• Records for the task:

------------------------------

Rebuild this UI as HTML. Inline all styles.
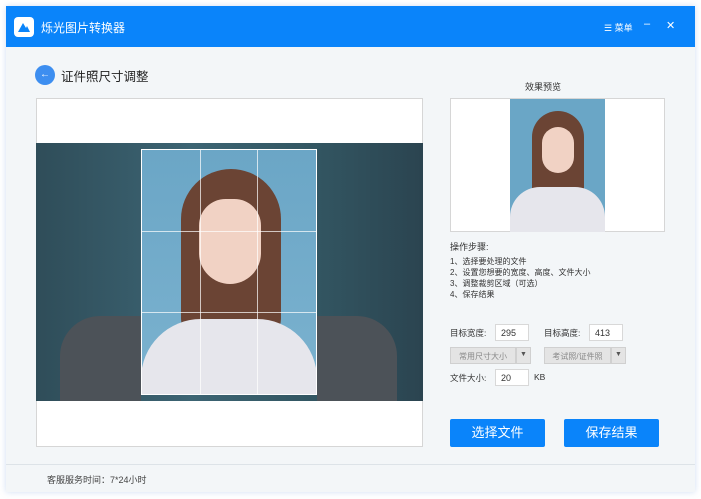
<!DOCTYPE html>
<html><head><meta charset="utf-8"><style>
*{margin:0;padding:0;box-sizing:border-box}
body{width:701px;height:499px;background:#fff;font-family:"Liberation Sans","Noto Sans CJK SC",sans-serif;position:relative;overflow:hidden}
.a{position:absolute}
.win{left:6px;top:6px;width:689px;height:486px;background:#f3f6f8;box-shadow:0 0 6px rgba(120,160,220,.35)}
.title{left:6px;top:6px;width:689px;height:41px;background:#0a84fa;color:#fff}
.t{font-size:11px;color:#333}
.inp{background:#fff;border:1px solid #d8d8d8;font-size:9px;color:#333;padding:3px 0 0 5px;height:17px}
.sel{background:#e4e4e4;border:1px solid #d0d0d0;font-size:8px;color:#888;height:17px;padding-top:3px;text-align:center;white-space:nowrap;overflow:hidden}
.btn{background:#0a84fa;color:#fff;font-size:13px;text-align:center;line-height:28px;border-radius:2px;width:95px;height:28px}
</style></head><body>
<div class="a win"></div>
<div class="a title">
 <div class="a" style="left:8px;top:11px;width:20px;height:20px;background:#fff;border-radius:4px"></div>
 <svg class="a" style="left:10px;top:14px" width="16" height="14"><path d="M2 12 L7 3 L10 8 L8 12Z M8 12 L11 6 L14 12Z" fill="#0a84fa"/></svg>
 <div class="a" style="left:35px;top:13px;font-size:12px">烁光图片转换器</div>
 <div class="a" style="left:598px;top:15px;font-size:9px">☰ 菜单</div>
 <div class="a" style="left:638px;top:12px;font-size:11px">–</div>
 <div class="a" style="left:660px;top:13px;font-size:11px">✕</div>
</div>
<div class="a" style="left:35px;top:65px;width:20px;height:20px;border-radius:50%;background:#3d8ef0;color:#fff;font-size:10px;text-align:center;line-height:20px">←</div>
<div class="a" style="left:61px;top:66px;font-size:12.5px;color:#222">证件照尺寸调整</div>
<div class="a" style="left:36px;top:98px;width:387px;height:349px;background:#fff;border:1px solid #d6d6d6"></div>
<div class="a" style="left:36px;top:143px;width:387px;height:258px;background:linear-gradient(90deg,#2f4d59,#3c6473 40%,#335763 70%,#2b4450)"></div>
<div class="a" style="left:60px;top:316px;width:81px;height:85px;background:#4c5258;border-radius:40px 0 0 0"></div>
<div class="a" style="left:317px;top:316px;width:80px;height:85px;background:#4c5258;border-radius:0 40px 0 0"></div>
<div class="a" style="left:141px;top:149px;width:176px;height:246px;background:linear-gradient(#6ba6c6,#7bb2cf);overflow:hidden">
 <div class="a" style="left:40px;top:20px;width:100px;height:170px;background:#6b4434;border-radius:50px 50px 20px 20px"></div>
 <div class="a" style="left:58px;top:50px;width:62px;height:85px;background:#f1d2c4;border-radius:30px 30px 35px 35px"></div>
 <div class="a" style="left:0;top:170px;width:176px;height:80px;background:#e6e6ec;border-radius:60px 60px 0 0"></div>
</div>
<div class="a" style="left:141px;top:149px;width:176px;height:246px;border:1px solid #fff">
 <div class="a" style="left:58px;top:0;width:58px;height:244px;border-left:1px solid rgba(255,255,255,.7);border-right:1px solid rgba(255,255,255,.7)"></div>
 <div class="a" style="left:0;top:81px;width:174px;height:82px;border-top:1px solid rgba(255,255,255,.7);border-bottom:1px solid rgba(255,255,255,.7)"></div>
</div>
<div class="a t" style="left:525px;top:80px;font-size:9px">效果预览</div>
<div class="a" style="left:450px;top:98px;width:215px;height:134px;background:#fff;border:1px solid #d6d6d6"></div>
<div class="a" style="left:510px;top:99px;width:95px;height:133px;background:#6aa6c6;overflow:hidden">
 <div class="a" style="left:22px;top:12px;width:52px;height:90px;background:#6b4434;border-radius:26px 26px 10px 10px"></div>
 <div class="a" style="left:32px;top:28px;width:32px;height:46px;background:#f1d2c4;border-radius:16px"></div>
 <div class="a" style="left:0;top:88px;width:95px;height:50px;background:#e6e6ec;border-radius:30px 30px 0 0"></div>
</div>
<div class="a t" style="left:450px;top:241px;font-size:9px;line-height:12px">操作步骤:</div>
<div class="a t" style="left:450px;top:256px;font-size:8px;line-height:11px">1、选择要处理的文件<br>2、设置您想要的宽度、高度、文件大小<br>3、调整裁剪区域（可选）<br>4、保存结果</div>
<div class="a t" style="left:450px;top:327px;font-size:8.5px">目标宽度:</div>
<div class="a inp" style="left:495px;top:324px;width:34px">295</div>
<div class="a t" style="left:544px;top:327px;font-size:8.5px">目标高度:</div>
<div class="a inp" style="left:589px;top:324px;width:34px">413</div>
<div class="a sel" style="left:450px;top:347px;width:66px">常用尺寸大小</div>
<div class="a sel" style="left:516px;top:347px;width:15px;color:#555;font-size:7px">▼</div>
<div class="a sel" style="left:544px;top:347px;width:67px">考试照/证件照</div>
<div class="a sel" style="left:611px;top:347px;width:15px;color:#555;font-size:7px">▼</div>
<div class="a t" style="left:450px;top:372px;font-size:8.5px">文件大小:</div>
<div class="a inp" style="left:495px;top:369px;width:34px">20</div>
<div class="a t" style="left:534px;top:372px;font-size:8.5px">KB</div>
<div class="a btn" style="left:450px;top:419px">选择文件</div>
<div class="a btn" style="left:564px;top:419px">保存结果</div>
<div class="a" style="left:6px;top:464px;width:689px;height:1px;background:#dde3e8"></div>
<div class="a t" style="left:47px;top:473px;font-size:9px;color:#444">客服服务时间：7*24小时</div>
</body></html>
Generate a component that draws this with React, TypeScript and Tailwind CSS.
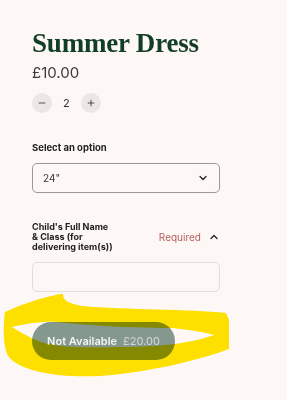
import { ChevronDown, ChevronUp, Minus, Plus } from 'lucide-react';

const Scribble = () => (
  <svg
    className="pointer-events-none absolute left-0 top-0 mix-blend-multiply"
    width="287"
    height="400"
    viewBox="0 0 287 400"
  >
    <path
      fillRule="evenodd"
      fill="#ffe600"
      d="M60 294 L63 294 C63 300 67 303 82 306 C125 310 190 309 226 313 L229 320 L229 349 C200 360 150 372 100 376 C60 378 20 372 8 356 C3 346 3 326 5 312 C20 305 40 298 60 294 Z
         M12 327 C25 324 42 321 56 322 C75 324 120 328 172 328 C190 330 205 332 214 335 C195 342 165 347 120 347 C80 348 50 347 36 340 C25 335 16 330 12 327 Z"
    />
  </svg>
);

export default function App() {
  return (
    <div className="relative h-[400px] w-[287px] overflow-hidden bg-[#fdf8f5] font-['Inter',sans-serif] text-[#2b2b2b]">
      <div className="flex flex-col px-8 pt-[27px]">
        <h1 className="font-['Liberation_Serif',serif] text-[27px] font-bold leading-[32px] tracking-[-0.2px] text-[#123d27]">
          Summer Dress
        </h1>
        <p className="mt-[4px] text-[15px] leading-[20px] text-[#3a3a3a]">£10.00</p>

        <div className="mt-[10px] flex items-center gap-[11px]">
          <button className="flex h-5 w-5 items-center justify-center rounded-full bg-[#ece7e4] text-[#333]">
            <Minus size={10} strokeWidth={2} />
          </button>
          <span className="text-[11px] text-[#333]">2</span>
          <button className="flex h-5 w-5 items-center justify-center rounded-full bg-[#ece7e4] text-[#333]">
            <Plus size={10} strokeWidth={2} />
          </button>
        </div>

        <label className="mt-[29px] text-[9.5px] font-bold leading-[12px] text-[#222]">Select an option</label>
        <div className="mt-[9px] flex h-[30px] w-[188px] items-center justify-between rounded-[5px] border border-[#9b9896] px-[10px]">
          <span className="text-[10px] text-[#3a3a3a]">24"</span>
          <ChevronDown size={12} strokeWidth={2.5} className="text-[#222]" />
        </div>

        <div className="mt-[29px] flex w-[188px] items-center justify-between">
          <span className="w-[84px] text-[9px] font-bold leading-[10px] text-[#222]">
            Child's Full Name &amp; Class (for delivering item(s))
          </span>
          <span className="flex items-center gap-[7px]">
            <span className="text-[10px] text-[#b46060]">Required</span>
            <ChevronUp size={12} strokeWidth={2.5} className="text-[#222]" />
          </span>
        </div>
        <div className="mt-[10px] h-[30px] w-[188px] rounded-[5px] border border-[#e3dedb]" />

        <button className="mt-[30px] flex h-[38px] w-[143px] items-center justify-center gap-[6px] rounded-full bg-[#85988e] text-[11px] font-semibold">
          <span className="text-[#f4f4f2]">Not Available</span>
          <span className="font-normal text-[#d2d8d4]">£20.00</span>
        </button>
      </div>
      <Scribble />
    </div>
  );
}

------------------------------

Using the data above, extract exactly the lines from the one containing "Generate a component" through the one containing "ChevronUp, Minus, Plus". Pictures are left out.

• Reply:
Generate a component that draws this with React, TypeScript and Tailwind CSS.
import { ChevronDown, ChevronUp, Minus, Plus } from 'lucide-react';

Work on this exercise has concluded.